╔══

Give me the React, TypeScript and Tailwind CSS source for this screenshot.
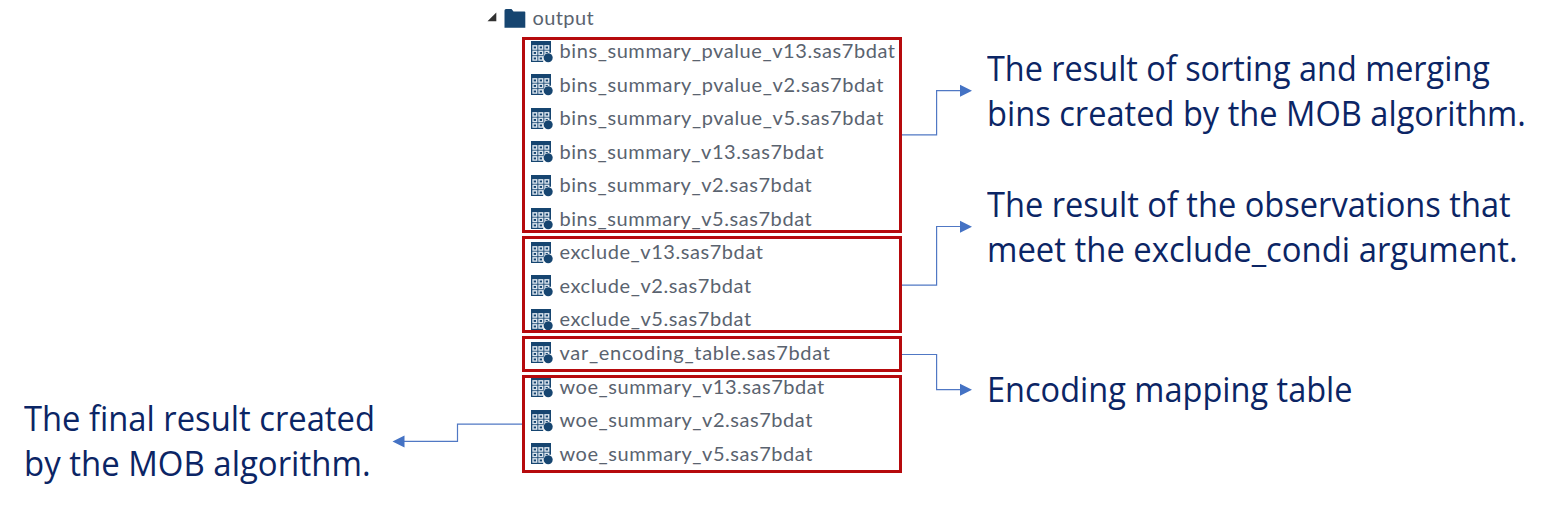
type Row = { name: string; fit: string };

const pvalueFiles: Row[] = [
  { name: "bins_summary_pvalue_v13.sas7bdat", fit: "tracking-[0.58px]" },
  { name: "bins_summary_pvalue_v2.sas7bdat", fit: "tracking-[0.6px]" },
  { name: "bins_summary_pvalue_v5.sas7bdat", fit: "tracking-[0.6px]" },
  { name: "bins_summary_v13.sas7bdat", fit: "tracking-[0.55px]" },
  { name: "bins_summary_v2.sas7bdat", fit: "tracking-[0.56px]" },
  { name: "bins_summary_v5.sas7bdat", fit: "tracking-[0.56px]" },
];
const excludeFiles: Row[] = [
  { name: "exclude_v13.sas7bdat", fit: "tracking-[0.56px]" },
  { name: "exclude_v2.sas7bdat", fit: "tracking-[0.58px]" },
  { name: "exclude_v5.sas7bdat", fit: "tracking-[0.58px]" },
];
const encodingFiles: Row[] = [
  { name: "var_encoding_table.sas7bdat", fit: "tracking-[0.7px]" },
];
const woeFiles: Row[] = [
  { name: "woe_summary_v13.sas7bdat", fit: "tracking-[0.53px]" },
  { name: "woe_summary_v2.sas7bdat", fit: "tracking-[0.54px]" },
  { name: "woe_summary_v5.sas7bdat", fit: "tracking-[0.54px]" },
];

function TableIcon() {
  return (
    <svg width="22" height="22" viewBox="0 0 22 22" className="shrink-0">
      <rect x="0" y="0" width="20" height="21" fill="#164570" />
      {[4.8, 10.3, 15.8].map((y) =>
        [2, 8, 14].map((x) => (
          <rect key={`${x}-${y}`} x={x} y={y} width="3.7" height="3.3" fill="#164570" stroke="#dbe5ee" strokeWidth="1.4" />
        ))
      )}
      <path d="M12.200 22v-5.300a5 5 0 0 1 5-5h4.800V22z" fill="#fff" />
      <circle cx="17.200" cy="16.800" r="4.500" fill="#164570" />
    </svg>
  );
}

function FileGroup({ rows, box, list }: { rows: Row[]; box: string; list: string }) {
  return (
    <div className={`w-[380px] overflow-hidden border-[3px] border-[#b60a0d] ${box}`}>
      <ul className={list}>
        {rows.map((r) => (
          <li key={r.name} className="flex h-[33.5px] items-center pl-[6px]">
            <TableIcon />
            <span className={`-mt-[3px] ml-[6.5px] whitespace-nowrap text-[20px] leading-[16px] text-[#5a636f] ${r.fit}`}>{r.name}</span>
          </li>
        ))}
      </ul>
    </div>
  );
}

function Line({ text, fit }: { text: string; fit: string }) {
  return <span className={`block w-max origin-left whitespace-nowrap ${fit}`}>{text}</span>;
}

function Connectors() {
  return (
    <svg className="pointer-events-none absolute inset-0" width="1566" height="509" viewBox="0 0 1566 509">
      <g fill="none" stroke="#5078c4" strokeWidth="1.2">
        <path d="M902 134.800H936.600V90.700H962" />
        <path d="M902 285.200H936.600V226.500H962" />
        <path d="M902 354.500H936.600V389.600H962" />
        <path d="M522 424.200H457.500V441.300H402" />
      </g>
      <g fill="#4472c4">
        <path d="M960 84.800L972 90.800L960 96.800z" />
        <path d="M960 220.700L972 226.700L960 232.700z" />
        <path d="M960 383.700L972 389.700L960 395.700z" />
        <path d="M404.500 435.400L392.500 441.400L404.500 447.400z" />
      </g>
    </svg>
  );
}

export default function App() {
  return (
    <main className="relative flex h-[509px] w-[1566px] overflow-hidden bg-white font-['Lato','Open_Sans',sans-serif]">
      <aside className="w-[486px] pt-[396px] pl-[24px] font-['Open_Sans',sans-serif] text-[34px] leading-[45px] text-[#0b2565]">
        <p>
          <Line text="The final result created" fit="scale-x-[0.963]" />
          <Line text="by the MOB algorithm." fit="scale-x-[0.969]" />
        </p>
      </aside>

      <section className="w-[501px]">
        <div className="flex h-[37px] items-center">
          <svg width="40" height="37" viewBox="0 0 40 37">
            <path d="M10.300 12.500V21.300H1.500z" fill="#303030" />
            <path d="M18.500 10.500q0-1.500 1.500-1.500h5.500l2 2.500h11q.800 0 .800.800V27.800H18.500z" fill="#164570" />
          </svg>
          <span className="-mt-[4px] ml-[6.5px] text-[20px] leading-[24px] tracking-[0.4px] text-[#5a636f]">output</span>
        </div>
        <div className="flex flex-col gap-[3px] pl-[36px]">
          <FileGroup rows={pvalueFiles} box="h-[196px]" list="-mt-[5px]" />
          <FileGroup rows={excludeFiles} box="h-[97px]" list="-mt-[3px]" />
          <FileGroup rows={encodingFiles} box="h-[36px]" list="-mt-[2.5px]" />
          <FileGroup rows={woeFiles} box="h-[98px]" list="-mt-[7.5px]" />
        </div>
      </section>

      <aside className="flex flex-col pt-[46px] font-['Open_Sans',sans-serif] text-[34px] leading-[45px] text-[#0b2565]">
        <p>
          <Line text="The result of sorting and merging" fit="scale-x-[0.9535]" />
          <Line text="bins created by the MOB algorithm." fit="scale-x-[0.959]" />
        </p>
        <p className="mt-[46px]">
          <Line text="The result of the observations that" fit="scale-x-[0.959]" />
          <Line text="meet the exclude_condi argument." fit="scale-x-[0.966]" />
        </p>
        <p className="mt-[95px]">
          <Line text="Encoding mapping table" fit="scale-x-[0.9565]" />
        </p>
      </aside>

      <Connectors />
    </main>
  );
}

╚══
╔══

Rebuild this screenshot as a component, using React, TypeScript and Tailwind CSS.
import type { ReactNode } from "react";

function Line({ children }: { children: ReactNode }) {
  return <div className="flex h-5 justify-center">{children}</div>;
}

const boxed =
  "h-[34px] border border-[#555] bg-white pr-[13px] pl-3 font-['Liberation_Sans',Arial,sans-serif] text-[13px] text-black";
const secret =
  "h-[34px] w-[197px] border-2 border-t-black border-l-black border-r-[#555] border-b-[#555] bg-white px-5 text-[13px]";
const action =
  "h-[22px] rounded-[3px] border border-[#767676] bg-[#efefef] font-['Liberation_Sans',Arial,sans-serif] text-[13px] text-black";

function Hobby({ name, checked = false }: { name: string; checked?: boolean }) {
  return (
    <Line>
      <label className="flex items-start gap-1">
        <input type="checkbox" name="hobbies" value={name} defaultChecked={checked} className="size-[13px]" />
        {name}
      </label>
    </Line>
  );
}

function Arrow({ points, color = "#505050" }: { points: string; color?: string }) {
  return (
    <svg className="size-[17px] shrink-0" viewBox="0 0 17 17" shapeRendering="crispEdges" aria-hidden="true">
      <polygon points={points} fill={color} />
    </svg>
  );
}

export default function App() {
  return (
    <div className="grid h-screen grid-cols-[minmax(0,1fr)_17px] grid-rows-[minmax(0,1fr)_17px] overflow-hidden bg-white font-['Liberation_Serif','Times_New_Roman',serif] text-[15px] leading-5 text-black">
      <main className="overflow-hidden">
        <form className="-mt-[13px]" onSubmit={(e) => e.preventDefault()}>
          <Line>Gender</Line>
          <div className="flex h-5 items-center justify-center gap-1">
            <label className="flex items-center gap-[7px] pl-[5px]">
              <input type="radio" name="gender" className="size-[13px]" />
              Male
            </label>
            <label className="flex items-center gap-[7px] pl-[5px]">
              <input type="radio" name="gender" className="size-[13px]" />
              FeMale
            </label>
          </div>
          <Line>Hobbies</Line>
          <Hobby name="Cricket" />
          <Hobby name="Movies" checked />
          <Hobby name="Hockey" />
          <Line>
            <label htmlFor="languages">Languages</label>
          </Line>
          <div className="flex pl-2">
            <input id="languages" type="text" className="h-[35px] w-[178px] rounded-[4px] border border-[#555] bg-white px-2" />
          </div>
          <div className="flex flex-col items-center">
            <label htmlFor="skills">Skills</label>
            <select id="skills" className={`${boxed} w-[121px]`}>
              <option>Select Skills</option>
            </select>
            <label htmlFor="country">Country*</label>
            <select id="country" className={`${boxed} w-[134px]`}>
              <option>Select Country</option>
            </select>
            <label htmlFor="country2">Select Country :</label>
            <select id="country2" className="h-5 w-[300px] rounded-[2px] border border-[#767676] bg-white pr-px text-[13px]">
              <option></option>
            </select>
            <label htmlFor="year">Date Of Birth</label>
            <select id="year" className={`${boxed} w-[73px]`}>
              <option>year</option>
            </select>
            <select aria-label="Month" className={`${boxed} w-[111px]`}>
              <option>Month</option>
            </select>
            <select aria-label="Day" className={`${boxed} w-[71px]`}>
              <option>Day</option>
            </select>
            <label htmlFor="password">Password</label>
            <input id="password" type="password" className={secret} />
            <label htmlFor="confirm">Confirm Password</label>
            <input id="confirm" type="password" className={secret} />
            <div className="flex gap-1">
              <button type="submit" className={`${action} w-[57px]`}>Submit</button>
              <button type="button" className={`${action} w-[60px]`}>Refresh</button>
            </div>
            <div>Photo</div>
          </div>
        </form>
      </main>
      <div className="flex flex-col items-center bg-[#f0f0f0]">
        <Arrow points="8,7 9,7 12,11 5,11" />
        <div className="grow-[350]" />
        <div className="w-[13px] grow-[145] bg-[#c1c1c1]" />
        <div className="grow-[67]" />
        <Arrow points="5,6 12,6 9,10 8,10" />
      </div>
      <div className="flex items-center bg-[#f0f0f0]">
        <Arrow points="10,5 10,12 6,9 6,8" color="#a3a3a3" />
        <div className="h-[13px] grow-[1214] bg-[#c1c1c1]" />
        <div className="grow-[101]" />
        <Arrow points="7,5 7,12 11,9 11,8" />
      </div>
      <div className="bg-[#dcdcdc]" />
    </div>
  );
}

╚══

## INSTRUCTIONS FOR THE TASK
Pictures should be left out. Retype only the run of lines from the line containing "Give me the" to the line containing "name: string; fit: string", inclusive.

## THE RESULT
Give me the React, TypeScript and Tailwind CSS source for this screenshot.
type Row = { name: string; fit: string };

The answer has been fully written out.